Google review scraping and forensic audit pipeline. CDP-based scraper + FJC cross-reference engine. Discovered two mill archetypes from review patterns alone.

March 30, 2026

National audit tool. 9-screen detection model. 93-district heatmap. Validated against manually-identified subjects.

March 27, 2026

Open Bankruptcy Project launched. 501(c)(3) filed. GitHub organization created. 139 domains, 2,353 pages. All tools open-source.

March 25, 2026

First academic validation. Empirical legal scholar at a top law school reviewed the methodology -- no red flags. Co-authorship interest. AACER dataset access discussed.

March 17-23, 2026

Rules Committee submission accepted (26-BK-3). Proposed amendment to Rule 4004: mandatory 1328(f) verification with docket notation. Published on uscourts.gov.

March 15, 2026

Initial outreach to SCALES team. Shared what PACER-tools made possible. CC'd contact@scales-okn.org and engineering@scales-okn.org.

Open Research Questions

Cross-domain template detection: Does the docket fingerprinting technique generalize to civil litigation, foreclosure, and debt collection mills? The method is domain-agnostic -- it fingerprints event sequences, not bankruptcy-specific content.
Enrichment pipeline upstream contribution: Would a SCALES PR adding eyecite + LexNLP enrichment be useful? The integration is clean -- single-pass, no external dependencies.
Attorney outcome benchmarking at scale: With AACER or PACER fee exemption, every consumer bankruptcy attorney in the country could be scored against district peers.
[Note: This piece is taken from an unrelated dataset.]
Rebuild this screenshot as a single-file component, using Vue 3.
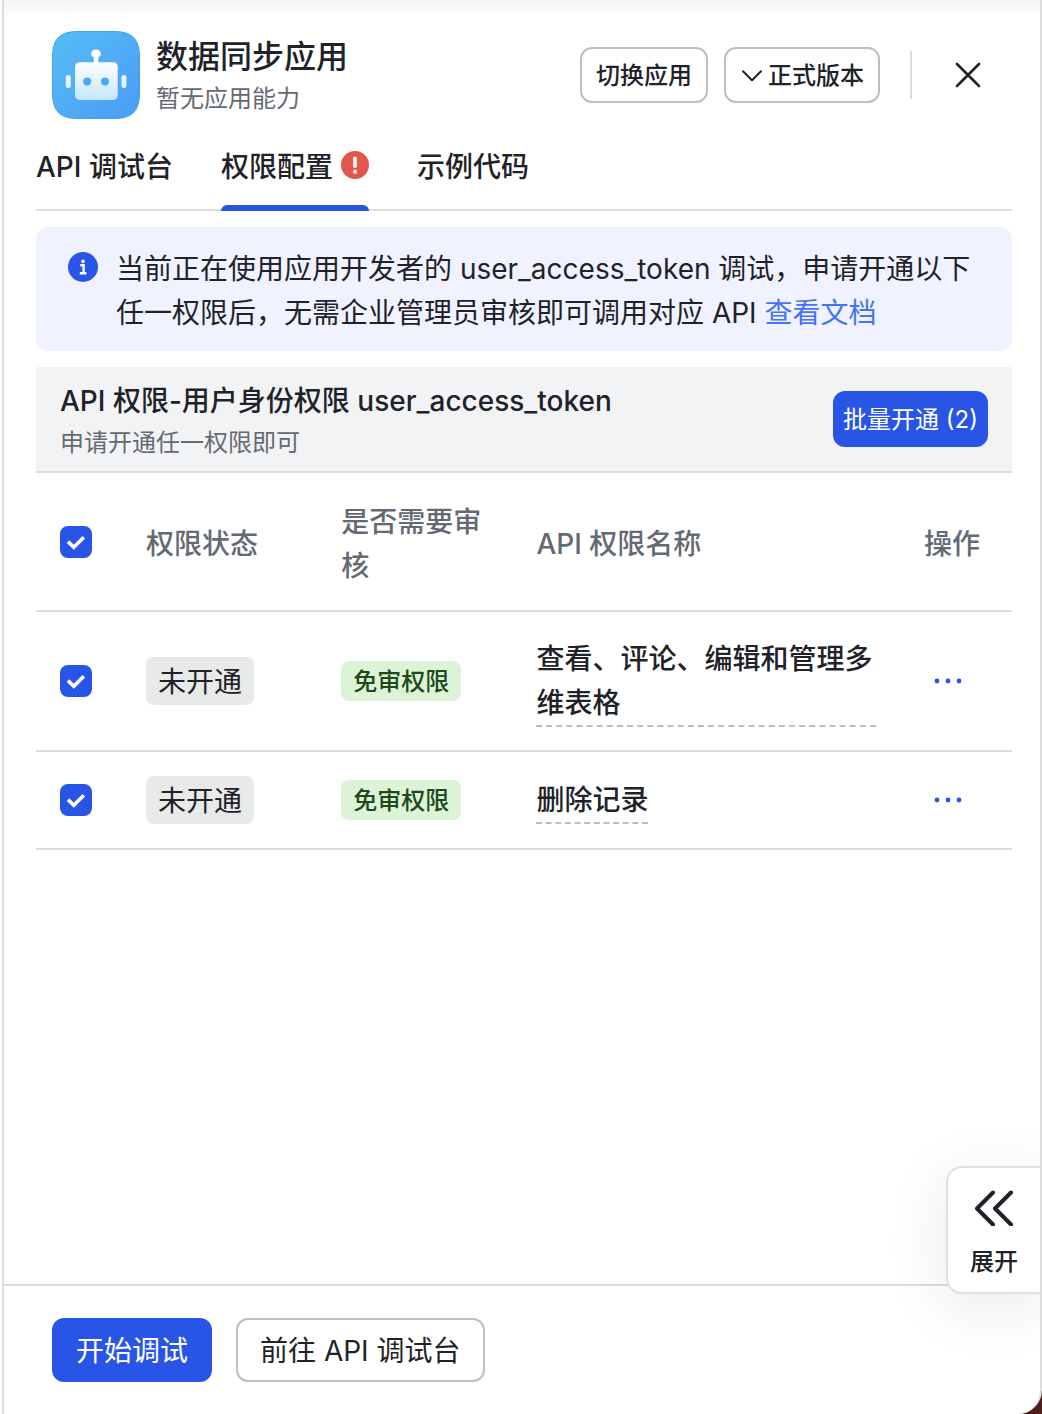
<script setup>
import { ref, computed } from 'vue'

const tabs = [
  { id: 'console', label: 'API 调试台' },
  { id: 'permission', label: '权限配置', alert: true },
  { id: 'sample', label: '示例代码' },
]
const activeTab = ref('permission')
const version = ref('release')

const permissions = ref([
  { id: 1, name: '查看、评论、编辑和管理多维表格', status: '未开通', review: '免审权限', checked: true },
  { id: 2, name: '删除记录', status: '未开通', review: '免审权限', checked: true },
])

const checkedCount = computed(() => permissions.value.filter((p) => p.checked).length)
const allChecked = computed({
  get: () => checkedCount.value === permissions.value.length,
  set: (value) => permissions.value.forEach((p) => { p.checked = value }),
})
</script>

<template>
  <div class="panel">
    <header class="app-header">
      <svg class="app-logo" viewBox="0 0 88 88" aria-hidden="true">
        <defs>
          <linearGradient id="logo-bg" x1="0" y1="0" x2="1" y2="1">
            <stop offset="0" stop-color="#55bef6" />
            <stop offset="1" stop-color="#4a9bf5" />
          </linearGradient>
          <linearGradient id="logo-head" x1="0" y1="0" x2="0" y2="1">
            <stop offset="0" stop-color="#ffffff" />
            <stop offset="1" stop-color="#c3e6fc" />
          </linearGradient>
        </defs>
        <path d="M26 .5H62C80 .5 87.5 8 87.5 26V62C87.5 80 80 87.5 62 87.5H26C8 87.5 .5 80 .5 62V26C.5 8 8 .5 26 .5Z" fill="url(#logo-bg)" stroke="#469fdf" />
        <ellipse cx="44" cy="22.6" rx="5" ry="4" fill="#fff" />
        <rect x="41.8" y="24" width="4.6" height="9" fill="#fff" />
        <rect x="23" y="31.3" width="42.7" height="37.6" rx="4.5" fill="url(#logo-head)" />
        <circle cx="35.2" cy="50.4" r="4" fill="#4aa9f6" />
        <circle cx="53" cy="50.4" r="4" fill="#4aa9f6" />
        <rect x="13.8" y="44" width="5" height="13" rx="2.2" fill="#e3f4fe" />
        <rect x="69.4" y="44" width="5" height="13" rx="2.2" fill="#e3f4fe" />
      </svg>
      <div class="app-info">
        <h1>数据同步应用</h1>
        <p>暂无应用能力</p>
      </div>
      <div class="app-actions">
        <button class="btn btn-small" type="button">切换应用</button>
        <label class="version">
          <svg viewBox="0 0 20 12" aria-hidden="true">
            <path d="M1 1.2 10 10.2 19 1.2" fill="none" stroke="#1f2329" stroke-width="2" stroke-linecap="round" stroke-linejoin="round" />
          </svg>
          <select v-model="version" class="btn btn-small" aria-label="版本">
            <option value="release">正式版本</option>
          </select>
        </label>
        <span class="divider"></span>
        <button class="close" type="button" aria-label="关闭">
          <svg viewBox="0 0 26 26" aria-hidden="true">
            <path d="M2 2 24 24M24 2 2 24" stroke="#1f2329" stroke-width="2.6" stroke-linecap="round" />
          </svg>
        </button>
      </div>
    </header>

    <main class="content">
      <nav class="tabs" role="tablist">
        <button
          v-for="tab in tabs"
          :key="tab.id"
          class="tab"
          :class="{ active: tab.id === activeTab }"
          type="button"
          role="tab"
          :aria-selected="tab.id === activeTab"
          @click="activeTab = tab.id"
        >
          {{ tab.label }}
          <svg v-if="tab.alert" class="alert" viewBox="0 0 28 28" aria-hidden="true">
            <circle cx="14" cy="14" r="14" fill="#e2574c" />
            <rect x="12.2" y="5.8" width="3.6" height="11" rx="1" fill="#fff" />
            <rect x="12.2" y="18.8" width="3.6" height="3.8" rx="1.2" fill="#fff" />
          </svg>
        </button>
      </nav>

      <section class="notice">
        <svg class="info" viewBox="0 0 30 30" aria-hidden="true">
          <circle cx="15" cy="15" r="15" fill="#2955e7" />
          <circle cx="15" cy="9.4" r="1.8" fill="#fff" />
          <path d="M12.2 13.2H15.6V21M11.8 21.2H18.4" fill="none" stroke="#fff" stroke-width="2.4" />
        </svg>
        <p>
          当前正在使用应用开发者的 user_access_token 调试，申请开通以下任一权限后，无需企业管理员审核即可调用对应 API
          <a href="#">查看文档</a>
        </p>
      </section>

      <section class="scope">
        <div class="scope-head">
          <div>
            <h2>API 权限-用户身份权限 user_access_token</h2>
            <p>申请开通任一权限即可</p>
          </div>
          <button class="btn btn-small btn-primary btn-batch" type="button">批量开通 ({{ checkedCount }})</button>
        </div>

        <table>
          <colgroup>
            <col class="col-check" />
            <col class="col-fifth" />
            <col class="col-fifth" />
            <col />
            <col class="col-action" />
          </colgroup>
          <thead>
            <tr>
              <th class="cell-check">
                <label class="check">
                  <input v-model="allChecked" type="checkbox" aria-label="全选" />
                  <svg viewBox="0 0 32 32" aria-hidden="true"><path d="M8 15.6 13.8 21.2 23.8 11.2" /></svg>
                </label>
              </th>
              <th>权限状态</th>
              <th>是否需要审核</th>
              <th>API 权限名称</th>
              <th>操作</th>
            </tr>
          </thead>
          <tbody>
            <tr v-for="item in permissions" :key="item.id">
              <td>
                <label class="check">
                  <input v-model="item.checked" type="checkbox" :aria-label="item.name" />
                  <svg viewBox="0 0 32 32" aria-hidden="true"><path d="M8 15.6 13.8 21.2 23.8 11.2" /></svg>
                </label>
              </td>
              <td><span class="tag">{{ item.status }}</span></td>
              <td><span class="tag tag-green">{{ item.review }}</span></td>
              <td class="cell-name"><span class="name">{{ item.name }}</span></td>
              <td>
                <button class="more" type="button" aria-label="更多操作">
                  <svg viewBox="0 0 28 6" aria-hidden="true">
                    <circle cx="3" cy="3" r="2.4" />
                    <circle cx="14" cy="3" r="2.4" />
                    <circle cx="25" cy="3" r="2.4" />
                  </svg>
                </button>
              </td>
            </tr>
          </tbody>
        </table>
      </section>
    </main>

    <footer class="footer">
      <button class="btn btn-primary" type="button">开始调试</button>
      <button class="btn" type="button">前往 API 调试台</button>
    </footer>

    <button class="expand" type="button">
      <svg viewBox="0 0 40 36" aria-hidden="true">
        <path d="M19 2.5 3 18.5 19 34.5M37 2.5 21 18.5 37 34.5" fill="none" stroke="#1f2329" stroke-width="4" stroke-linecap="round" stroke-linejoin="round" />
      </svg>
      展开
    </button>
  </div>
</template>

<style>
body {
  background: linear-gradient(90deg, #fff 50%, #4d1f1a 50%);
}
</style>

<style scoped>
.panel,
.panel * {
  box-sizing: border-box;
}

.panel {
  position: relative;
  display: flex;
  flex-direction: column;
  min-height: 100vh;
  overflow: hidden;
  border-right: 2px solid #dcdddf;
  border-bottom-right-radius: 24px;
  background: linear-gradient(#f4f4f4, #fff 16px) #fff;
  box-shadow: inset 2px 0 #fff, inset 4px 0 #dcdddf;
  color: #1f2329;
  font-family: Inter, "Noto Sans CJK SC", sans-serif;
  font-size: 28px;
  line-height: 44px;
}

h1,
h2,
p {
  margin: 0;
}

button,
select {
  font: inherit;
  color: inherit;
  cursor: pointer;
}

.app-header {
  display: flex;
  align-items: center;
  gap: 16px;
  padding: 31px 44px 0 52px;
}

.app-logo {
  flex: none;
  width: 88px;
  height: 88px;
}

.app-info {
  flex: 1;
  padding-top: 4px;
  margin-bottom: -4px;
}

.app-info {
  margin-bottom: 0;
}

.app-info h1 {
  font-size: 32px;
  font-weight: 500;
  line-height: 44px;
}

.app-info p,
.scope-head p {
  color: #646a73;
  font-size: 24px;
  line-height: 40px;
}

.app-actions {
  display: flex;
  align-items: center;
  gap: 16px;
}

.btn {
  height: 64px;
  padding: 2px 22px 0;
  border: 2px solid #bbbfc4;
  border-radius: 12px;
  background: #fff;
  white-space: nowrap;
}

.btn-small {
  height: 56px;
  padding: 2px 14px 0;
  font-size: 24px;
  font-weight: 500;
}

.btn-primary {
  border-color: #2955e7;
  background: #2955e7;
  color: #fff;
}

.btn-batch {
  padding: 2px 8px 0;
  font-weight: 400;
}

.version {
  position: relative;
}

.version select {
  display: block;
  appearance: none;
  padding-left: 42px;
}

.version svg {
  position: absolute;
  top: 23px;
  left: 18px;
  width: 20px;
  height: 12px;
  pointer-events: none;
}

.divider {
  width: 2px;
  height: 48px;
  margin: 0 12px 0 14px;
  background: #dcdddf;
}

.close {
  display: flex;
  padding: 15px;
  border: 0;
  background: none;
}

.close svg {
  width: 26px;
  height: 26px;
}

.content {
  flex: 1;
  padding: 26px 28px 0 36px;
}

.tabs {
  display: flex;
  gap: 48px;
  height: 66px;
  border-bottom: 2px solid #dcdddf;
}

.tab {
  position: relative;
  display: flex;
  align-items: flex-start;
  gap: 8px;
  padding: 0;
  border: 0;
  background: none;
  font-weight: 500;
}

.tab.active::after {
  content: "";
  position: absolute;
  right: 0;
  bottom: -2px;
  left: 0;
  height: 6px;
  border-radius: 6px 6px 0 0;
  background: #2955e7;
}

.alert {
  width: 28px;
  height: 28px;
  margin-top: 6px;
}

.notice {
  display: flex;
  align-items: flex-start;
  gap: 18px;
  margin: 16px 0;
  padding: 20px 32px 16px;
  border-radius: 12px;
  background: #f0f3ff;
}

.notice p {
  flex: 1;
}

.info {
  flex: none;
  width: 30px;
  height: 30px;
  margin-top: 5px;
}

a {
  color: #4573f5;
  text-decoration: none;
}

.scope-head {
  display: flex;
  align-items: center;
  justify-content: space-between;
  height: 106px;
  padding: 0 24px;
  border-bottom: 2px solid #dcdddf;
  background: #f2f3f5;
}

.scope-head > div {
  padding-top: 3px;
}

.scope-head h2 {
  font-size: 28px;
  font-weight: 500;
  line-height: 44px;
}

table {
  width: 100%;
  border-collapse: separate;
  border-spacing: 0;
  table-layout: fixed;
}

.col-check {
  width: 86px;
}

.col-fifth {
  width: 20%;
}

.col-action {
  width: 112px;
}

th,
td {
  padding: 24px;
  border-bottom: 2px solid #dcdddf;
  text-align: left;
  vertical-align: middle;
}

th {
  padding: 27px 24px 22px;
  color: #646a73;
  font-weight: 500;
}

th.cell-check {
  padding: 24px;
}

.cell-name {
  padding-top: 25px;
  padding-bottom: 23px;
}

.check {
  position: relative;
  display: block;
  width: 32px;
  height: 32px;
}

.check input {
  display: block;
  appearance: none;
  width: 32px;
  height: 32px;
  margin: 0;
  border: 2px solid #8f959e;
  border-radius: 8px;
}

.check input:checked {
  border-color: #2955e7;
  background: #2955e7;
}

.check svg {
  position: absolute;
  inset: 0;
  fill: none;
  stroke: #fff;
  stroke-width: 3.6;
  pointer-events: none;
}

.tag {
  display: block;
  width: fit-content;
  padding: 3px 12px 1px;
  border-radius: 8px;
  background: #e8eaea;
  white-space: nowrap;
}

.tag-green {
  padding: 2px 12px 0;
  background: #dcf3d7;
  color: #20491a;
  font-size: 24px;
  font-weight: 500;
  line-height: 38px;
}

.name {
  display: block;
  width: fit-content;
  border-bottom: 2px dashed #bbbfc4;
  font-weight: 500;
}

.more {
  display: flex;
  margin-left: 8px;
  padding: 12px 2px;
  border: 0;
  background: none;
}

.more svg {
  width: 28px;
  height: 6px;
  fill: #2955e7;
}

.footer {
  display: flex;
  gap: 24px;
  margin-left: 4px;
  padding: 32px 48px;
  border-top: 2px solid #dcdddf;
}

.expand {
  position: absolute;
  right: -2px;
  bottom: 120px;
  display: flex;
  flex-direction: column;
  align-items: center;
  gap: 16px;
  width: 96px;
  padding: 22px 2px 10px 0;
  border: 2px solid #dee0e6;
  border-right: 0;
  border-radius: 16px 0 0 16px;
  background: #fff;
  box-shadow: 0 12px 60px rgba(31, 35, 41, 0.1);
  font-size: 24px;
  font-weight: 500;
  line-height: 40px;
}

.expand svg {
  width: 40px;
  height: 36px;
}
</style>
Is there appetite for this as a SCALES module?
NLP on docket entry text: Currently the event classifier uses keyword matching. A transformer-based classifier trained on the 27,685 parsed entries could improve accuracy and generalize to other court types.
Publication path: The combined dataset (FJC + enriched dockets + review signals) is novel. What's the right venue -- JELS, law review, computer science (NLP/legal tech)?